======== Dataset content ========

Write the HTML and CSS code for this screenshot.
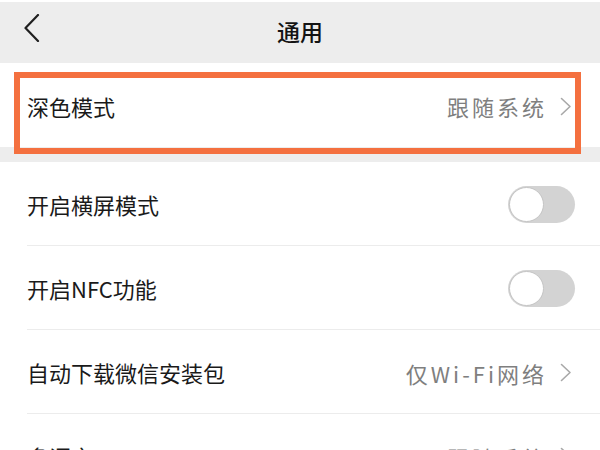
FILE: index.html
```html
<!DOCTYPE html>
<html lang="zh-CN">
<head>
<meta charset="utf-8">
<title>通用</title>
<link rel="stylesheet" href="styles.css">
</head>
<body>
<div class="page">
  <header class="nav">
    <span class="back">
      <svg width="16" height="28" viewBox="0 0 16 28"><polyline points="14,1 1.5,14 14,27" fill="none" stroke="#1f1f1f" stroke-width="2.2" stroke-linecap="round" stroke-linejoin="round"/></svg>
    </span>
    <h1 class="title">通用</h1>
  </header>

  <section class="group">
    <div class="row">
      <div class="row-inner no-line">
        <span class="label">深色模式</span>
        <span class="value">跟随系统</span>
        <svg class="chev" width="12" height="19" viewBox="0 0 12 19"><polyline points="1.5,1.5 10,9.5 1.5,17.5" fill="none" stroke="#a8a8a8" stroke-width="1.6" stroke-linecap="round" stroke-linejoin="round"/></svg>
      </div>
    </div>
  </section>

  <div class="gap"></div>

  <section class="group">
    <div class="row">
      <div class="row-inner">
        <span class="label">开启横屏模式</span>
        <span class="toggle"><span class="knob"></span></span>
      </div>
    </div>
    <div class="row">
      <div class="row-inner">
        <span class="label">开启NFC功能</span>
        <span class="toggle"><span class="knob"></span></span>
      </div>
    </div>
    <div class="row">
      <div class="row-inner">
        <span class="label">自动下载微信安装包</span>
        <span class="value">仅Wi-Fi网络</span>
        <svg class="chev" width="12" height="19" viewBox="0 0 12 19"><polyline points="1.5,1.5 10,9.5 1.5,17.5" fill="none" stroke="#a8a8a8" stroke-width="1.6" stroke-linecap="round" stroke-linejoin="round"/></svg>
      </div>
    </div>
    <div class="row">
      <div class="row-inner">
        <span class="label">多语言</span>
        <span class="value">跟随系统</span>
        <svg class="chev" width="12" height="19" viewBox="0 0 12 19"><polyline points="1.5,1.5 10,9.5 1.5,17.5" fill="none" stroke="#a8a8a8" stroke-width="1.6" stroke-linecap="round" stroke-linejoin="round"/></svg>
      </div>
    </div>
  </section>

  <div class="highlight"></div>
</div>
</body>
</html>
```

FILE: styles.css
```css
* { box-sizing: border-box; }
html, body {
  margin: 0;
  padding: 0;
  background: #ffffff;
}
body {
  font-family: "Noto Sans CJK SC", "Noto Sans", sans-serif;
  color: #1a1a1a;
  width: 600px;
  height: 450px;
  overflow: hidden;
}
.page {
  position: relative;
  width: 600px;
  padding-top: 2px;
}
.nav {
  height: 61px;
  background: #ededed;
  display: flex;
  align-items: center;
  justify-content: center;
  position: relative;
}
.back {
  position: absolute;
  left: 24px;
  top: 12px;
  display: flex;
}
.title {
  margin: 0;
  margin-top: -4px;
  font-size: 23px;
  font-weight: 500;
  line-height: 30px;
  color: #141414;
}
.group {
  background: #ffffff;
}
.gap {
  height: 15px;
  background: #ededed;
}
.row {
  padding-left: 27px;
}
.row-inner {
  height: 84px;
  display: flex;
  align-items: center;
  padding-right: 28px;
  border-bottom: 1px solid #ececec;
}
.row-inner.no-line {
  border-bottom: none;
}
.label {
  font-size: 22px;
  line-height: 30px;
  flex: 1;
  margin-top: 1px;
}
.value {
  font-size: 22px;
  line-height: 30px;
  color: #7f7f7f;
  letter-spacing: 3px;
  margin-right: 13px;
  margin-top: 2px;
}
.chev {
  display: block;
  margin-top: 2px;
}
.toggle {
  width: 67px;
  height: 37px;
  border-radius: 19px;
  background: #d3d3d3;
  position: relative;
  margin-top: 2px;
  margin-right: -3px;
}
.knob {
  position: absolute;
  left: 1px;
  top: 1px;
  width: 35px;
  height: 35px;
  border-radius: 50%;
  background: #ffffff;
  border: 1.5px solid #c4c4c4;
}
.highlight {
  position: absolute;
  left: 14px;
  top: 72px;
  width: 567px;
  height: 82px;
  border: 6px solid #f4703f;
  pointer-events: none;
}
```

========

Reproduce the listing exactly. Leave its pictures out.

Written reply:
Write the HTML and CSS code for this screenshot.
FILE: index.html
```html
<!DOCTYPE html>
<html lang="zh-CN">
<head>
<meta charset="utf-8">
<title>通用</title>
<link rel="stylesheet" href="styles.css">
</head>
<body>
<div class="page">
  <header class="nav">
    <span class="back">
      <svg width="16" height="28" viewBox="0 0 16 28"><polyline points="14,1 1.5,14 14,27" fill="none" stroke="#1f1f1f" stroke-width="2.2" stroke-linecap="round" stroke-linejoin="round"/></svg>
    </span>
    <h1 class="title">通用</h1>
  </header>

  <section class="group">
    <div class="row">
      <div class="row-inner no-line">
        <span class="label">深色模式</span>
        <span class="value">跟随系统</span>
        <svg class="chev" width="12" height="19" viewBox="0 0 12 19"><polyline points="1.5,1.5 10,9.5 1.5,17.5" fill="none" stroke="#a8a8a8" stroke-width="1.6" stroke-linecap="round" stroke-linejoin="round"/></svg>
      </div>
    </div>
  </section>

  <div class="gap"></div>

  <section class="group">
    <div class="row">
      <div class="row-inner">
        <span class="label">开启横屏模式</span>
        <span class="toggle"><span class="knob"></span></span>
      </div>
    </div>
    <div class="row">
      <div class="row-inner">
        <span class="label">开启NFC功能</span>
        <span class="toggle"><span class="knob"></span></span>
      </div>
    </div>
    <div class="row">
      <div class="row-inner">
        <span class="label">自动下载微信安装包</span>
        <span class="value">仅Wi-Fi网络</span>
        <svg class="chev" width="12" height="19" viewBox="0 0 12 19"><polyline points="1.5,1.5 10,9.5 1.5,17.5" fill="none" stroke="#a8a8a8" stroke-width="1.6" stroke-linecap="round" stroke-linejoin="round"/></svg>
      </div>
    </div>
    <div class="row">
      <div class="row-inner">
        <span class="label">多语言</span>
        <span class="value">跟随系统</span>
        <svg class="chev" width="12" height="19" viewBox="0 0 12 19"><polyline points="1.5,1.5 10,9.5 1.5,17.5" fill="none" stroke="#a8a8a8" stroke-width="1.6" stroke-linecap="round" stroke-linejoin="round"/></svg>
      </div>
    </div>
  </section>

  <div class="highlight"></div>
</div>
</body>
</html>
```

FILE: styles.css
```css
* { box-sizing: border-box; }
html, body {
  margin: 0;
  padding: 0;
  background: #ffffff;
}
body {
  font-family: "Noto Sans CJK SC", "Noto Sans", sans-serif;
  color: #1a1a1a;
  width: 600px;
  height: 450px;
  overflow: hidden;
}
.page {
  position: relative;
  width: 600px;
  padding-top: 2px;
}
.nav {
  height: 61px;
  background: #ededed;
  display: flex;
  align-items: center;
  justify-content: center;
  position: relative;
}
.back {
  position: absolute;
  left: 24px;
  top: 12px;
  display: flex;
}
.title {
  margin: 0;
  margin-top: -4px;
  font-size: 23px;
  font-weight: 500;
  line-height: 30px;
  color: #141414;
}
.group {
  background: #ffffff;
}
.gap {
  height: 15px;
  background: #ededed;
}
.row {
  padding-left: 27px;
}
.row-inner {
  height: 84px;
  display: flex;
  align-items: center;
  padding-right: 28px;
  border-bottom: 1px solid #ececec;
}
.row-inner.no-line {
  border-bottom: none;
}
.label {
  font-size: 22px;
  line-height: 30px;
  flex: 1;
  margin-top: 1px;
}
.value {
  font-size: 22px;
  line-height: 30px;
  color: #7f7f7f;
  letter-spacing: 3px;
  margin-right: 13px;
  margin-top: 2px;
}
.chev {
  display: block;
  margin-top: 2px;
}
.toggle {
  width: 67px;
  height: 37px;
  border-radius: 19px;
  background: #d3d3d3;
  position: relative;
  margin-top: 2px;
  margin-right: -3px;
}
.knob {
  position: absolute;
  left: 1px;
  top: 1px;
  width: 35px;
  height: 35px;
  border-radius: 50%;
  background: #ffffff;
  border: 1.5px solid #c4c4c4;
}
.highlight {
  position: absolute;
  left: 14px;
  top: 72px;
  width: 567px;
  height: 82px;
  border: 6px solid #f4703f;
  pointer-events: none;
}
```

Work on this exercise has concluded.